Ladies and Gentleman to summarize my reaction I would like to take this opportunity to quote a line from the Chewbacca Defense.
"That does not make sense."
To say that this acquisition has upset me more than any other in the industry since Microsoft purchased RARE might be a bit of an overstatement, but not by much.
The Oculus Rift headset was initially financed in part by a wildly successful Kickstarter campaign. Extremely positive word-of-mouth from those in the gaming industry who have had the privilege of going hands on with the product have led many to believe that Oculus was the real deal. For the very first time, many of us believed that affordable, true virtual reality gaming was almost upon us. From indie studios to some of the biggest publishers in gaming, a who's who list of interested parties have jumped on the VR bandwagon including John Carmack (co-founder of id Software, the FPS-pioneering development studio behind the likes of "Doom" and "Quake") who has been hired as Oculus's Chief Technology Officer. After Oculus's excellent showing at E3 2013, I firmly believed that VR tech would be the next great innovation in game design following the motion control craze started by the Wii in 2006.

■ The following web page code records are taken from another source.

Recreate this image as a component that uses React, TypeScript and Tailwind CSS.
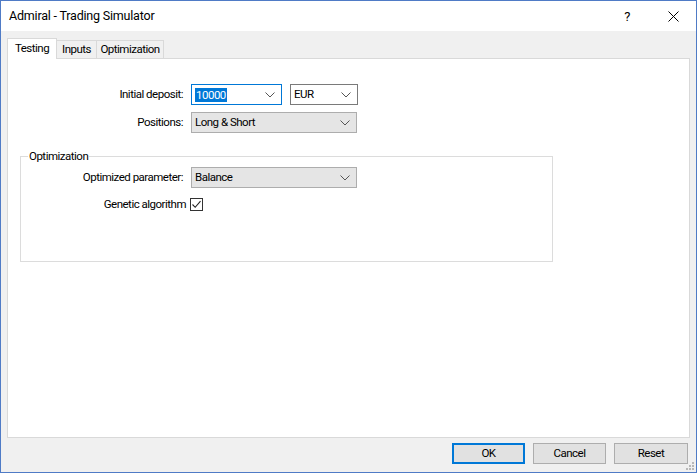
import React from "react";

const FONT = { fontFamily: 'Roboto, "Liberation Sans", Arial, sans-serif' };

function Chevron() {
  return (
    <svg width="10" height="6" viewBox="0 0 10 6" className="shrink-0">
      <polyline points="0.5,0.5 5,5 9.5,0.5" fill="none" stroke="#555" strokeWidth="1" />
    </svg>
  );
}

function Combo({
  children,
  variant,
  width,
}: {
  children: React.ReactNode;
  variant: "edit" | "white" | "gray";
  width: string;
}) {
  const cls =
    variant === "edit"
      ? "bg-white border-[#0078d7]"
      : variant === "white"
      ? "bg-white border-[#7a7a7a]"
      : "bg-[#e5e5e5] border-[#adadad]";
  return (
    <div className={`${width} h-[21px] border ${cls} flex items-center pl-[3px] pr-[6px]`}>
      <div className="flex-1 flex items-center">{children}</div>
      <Chevron />
    </div>
  );
}

export default function App() {
  return (
    <div
      className="relative w-[697px] h-[473px] border border-[#4f7bc6] bg-[#f0f0f0] flex flex-col text-[11.5px] tracking-[-0.5px] text-black overflow-hidden"
      style={FONT}
    >
      {/* Title bar */}
      <div className="h-[30px] bg-white flex items-center pl-[8px] shrink-0">
        <div className="flex-1 text-[12.5px] tracking-[-0.2px] leading-none">Admiral - Trading Simulator</div>
        <div className="w-[46px] flex justify-center text-[13px] leading-none">?</div>
        <div className="w-[46px] flex justify-center">
          <svg width="11" height="11" viewBox="0 0 11 11">
            <path d="M0.5 0.5 L10.5 10.5 M10.5 0.5 L0.5 10.5" stroke="#000" strokeWidth="1" />
          </svg>
        </div>
      </div>

      {/* Body */}
      <div className="flex-1 flex flex-col px-[6px]">
        {/* Tabs */}
        <div className="mt-[6px] h-[21px] flex items-end">
          <div className="h-[21px] w-[50px] bg-white border border-b-0 border-[#d9d9d9] flex items-center justify-center relative z-10 mb-[-1px]">
            Testing
          </div>
          <div className="h-[18px] w-[40px] bg-[#f0f0f0] border border-l-0 border-b-0 border-[#d9d9d9] flex items-center justify-center">
            Inputs
          </div>
          <div className="h-[18px] w-[67px] bg-[#f0f0f0] border border-l-0 border-b-0 border-[#d9d9d9] flex items-center justify-center">
            Optimization
          </div>
        </div>

        {/* Panel */}
        <div className="h-[380px] bg-white border border-[#d9d9d9] flex flex-col">
          <div className="mt-[25px] flex items-center">
            <div className="w-[175px] text-right">Initial deposit:</div>
            <div className="ml-[8px] flex gap-[8px]">
              <Combo variant="edit" width="w-[91px]">
                <span className="bg-[#0078d7] text-white leading-[14px] px-[1px]">10000</span>
              </Combo>
              <Combo variant="white" width="w-[68px]">EUR</Combo>
            </div>
          </div>
          <div className="mt-[7px] flex items-center">
            <div className="w-[175px] text-right">Positions:</div>
            <div className="ml-[8px]">
              <Combo variant="gray" width="w-[166px]">Long &amp; Short</Combo>
            </div>
          </div>

          {/* Group box */}
          <div className="mt-[23px] ml-[12px] w-[533px] h-[106px] border border-[#dcdcdc] relative">
            <div className="absolute left-[7px] top-[-8px] bg-white px-[1px] leading-[14px]">Optimization</div>
            <div className="mt-[10px] flex items-center">
              <div className="w-[162px] text-right">Optimized parameter:</div>
              <div className="ml-[8px]">
                <Combo variant="gray" width="w-[166px]">Balance</Combo>
              </div>
            </div>
            <div className="mt-[8px] flex items-center">
              <div className="w-[165px] text-right">Genetic algorithm</div>
              <div className="ml-[4px] w-[13px] h-[13px] border border-[#333] bg-white flex items-center justify-center">
                <svg width="11" height="11" viewBox="0 0 11 11">
                  <polyline points="1.5,5.5 4.2,8.3 9.5,2.2" fill="none" stroke="#222" strokeWidth="1.1" />
                </svg>
              </div>
            </div>
          </div>
        </div>

        {/* Buttons */}
        <div className="mt-[5px] flex justify-end gap-[8px] pr-[2px]">
          <button className="w-[73px] h-[21px] bg-[#e1e1e1] border-2 border-[#0078d7] flex items-center justify-center">OK</button>
          <button className="w-[73px] h-[21px] bg-[#e1e1e1] border border-[#adadad] flex items-center justify-center">Cancel</button>
          <button className="w-[74px] h-[21px] bg-[#e1e1e1] border border-[#adadad] flex items-center justify-center">Reset</button>
        </div>
      </div>

      {/* Size grip */}
      <svg className="absolute right-[1px] bottom-[1px]" width="10" height="10" viewBox="0 0 10 10">
        <rect x="7" y="1" width="2" height="2" fill="#b8b8b8" />
        <rect x="4" y="4" width="2" height="2" fill="#b8b8b8" />
        <rect x="7" y="4" width="2" height="2" fill="#b8b8b8" />
        <rect x="1" y="7" width="2" height="2" fill="#b8b8b8" />
        <rect x="4" y="7" width="2" height="2" fill="#b8b8b8" />
        <rect x="7" y="7" width="2" height="2" fill="#b8b8b8" />
      </svg>
    </div>
  );
}
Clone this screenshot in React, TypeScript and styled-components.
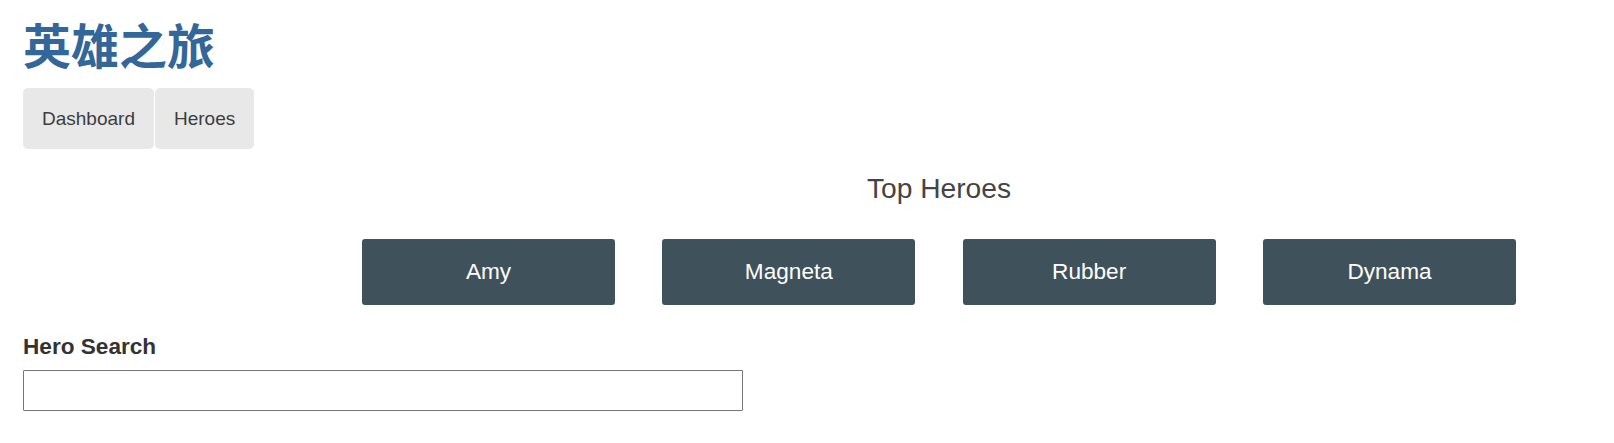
import styled, { createGlobalStyle } from 'styled-components';

const heroes = ['Amy', 'Magneta', 'Rubber', 'Dynama'];

function App() {
	return (
		<>
			<GlobalStyle />
			<Page>
				<Title>英雄之旅</Title>
				<Nav>
					<NavLink href='#'>Dashboard</NavLink>
					<NavLink href='#'>Heroes</NavLink>
				</Nav>

				<Dashboard>
					<SectionTitle>Top Heroes</SectionTitle>
					<HeroesMenu>
						{heroes.map((name) => (
							<HeroCard key={name} href='#'>
								{name}
							</HeroCard>
						))}
					</HeroesMenu>
				</Dashboard>

				<Search>
					<SearchLabel htmlFor='search-box'>Hero Search</SearchLabel>
					<SearchBox id='search-box' type='text' />
				</Search>
			</Page>
		</>
	);
}

export default App;

const GlobalStyle = createGlobalStyle`
	html, body {
		margin: 0;
		background: #fff;
	}
	body {
		color: #333;
		font-family: 'Liberation Sans', Arial, sans-serif;
	}
`;

const Page = styled.div`
	padding: 0 23px;
	display: flex;
	flex-direction: column;
	align-items: flex-start;
`;

const Title = styled.h1`
	margin: 8px 0 0;
	color: #369;
	font-family: 'Liberation Sans', 'Noto Sans CJK SC', sans-serif;
	font-size: 48px;
	font-weight: 700;
`;

const Nav = styled.nav`
	display: flex;
	gap: 1px;
	margin-top: 10px;
`;

const NavLink = styled.a`
	display: block;
	padding: 19px 19px;
	line-height: 23px;
	font-size: 19px;
	background-color: #e8e8e8;
	color: #3d3d3d;
	border-radius: 5px;
	text-decoration: none;
`;

const Dashboard = styled.section`
	margin-left: 339px;
	width: 1154px;
	display: flex;
	flex-direction: column;
`;

const SectionTitle = styled.h2`
	margin: 23px 0 0;
	text-align: center;
	color: #444;
	font-size: 28.2px;
	font-weight: 300;
	line-height: 32px;
`;

const HeroesMenu = styled.div`
	margin-top: 35px;
	display: flex;
	justify-content: space-between;
`;

const HeroCard = styled.a`
	width: 253px;
	box-sizing: border-box;
	padding: 20px 16px;
	line-height: 26px;
	font-size: 22.6px;
	text-align: center;
	color: #fff;
	background-color: #3f525c;
	border-radius: 3px;
	text-decoration: none;
`;

const Search = styled.div`
	display: flex;
	flex-direction: column;
	margin-top: 29px;
`;

const SearchLabel = styled.label`
	font-size: 22.6px;
	font-weight: 700;
	line-height: 26px;
	color: #333;
`;

const SearchBox = styled.input`
	margin-top: 10px;
	width: 720px;
	height: 41px;
	box-sizing: border-box;
	border: 1px solid #767676;
	border-radius: 1px;
	padding: 0 4px;
	font-size: 19px;
	font-family: 'Liberation Serif', serif;
	color: #333;
	outline: none;
`;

Those hopes were dashed when the company was purchased not by a major publisher, but by Facebook, a social media company whose website offers up supposed games such as "Farmville" and other so-called social titles - the likes of which, as a dedicated hardcore gamer, make me want to vomit at the mere mention of their names.
Facebook chief Mark Zuckerberg says the acquisition wasn't motivated by his company's interest in moving into game development but rather a bet on the future applications of VR technology in social media.
What this means for the Oculus Rift is uncertain. For now, the only major game developer to pull support for the device has been Notch, creator of "Minecraft" (his reasons are detailed in a glorious rant in a blog post on notch.net). But given Facebook's (lack of) gaming history and the company's direct focus solely on building its user base, I must say my hopes are not high for the future of the Oculus Rift, at least as a core gaming device.
I suppose one can't fault Oculus's owners for selling the company for a few billion dollars. Every modern day tech start up dreams of the day they will either sell a product or their company for millions of dollars.
While the Oculus Rift itself might never end up being the grand gaming product it was destined to be, Oculus' efforts have not been in vain. The extremely positive reception awarded to the Oculus Rift over the course of its development has not gone unnoticed by the gaming industry. Just a few weeks ago, Sony announced a VR headset of their own for the PlayStation 4 known as "Project Morpheus." Valve most certainly has something of their own in the works that has yet to be announced and I'd wager Microsoft isn't far behind either.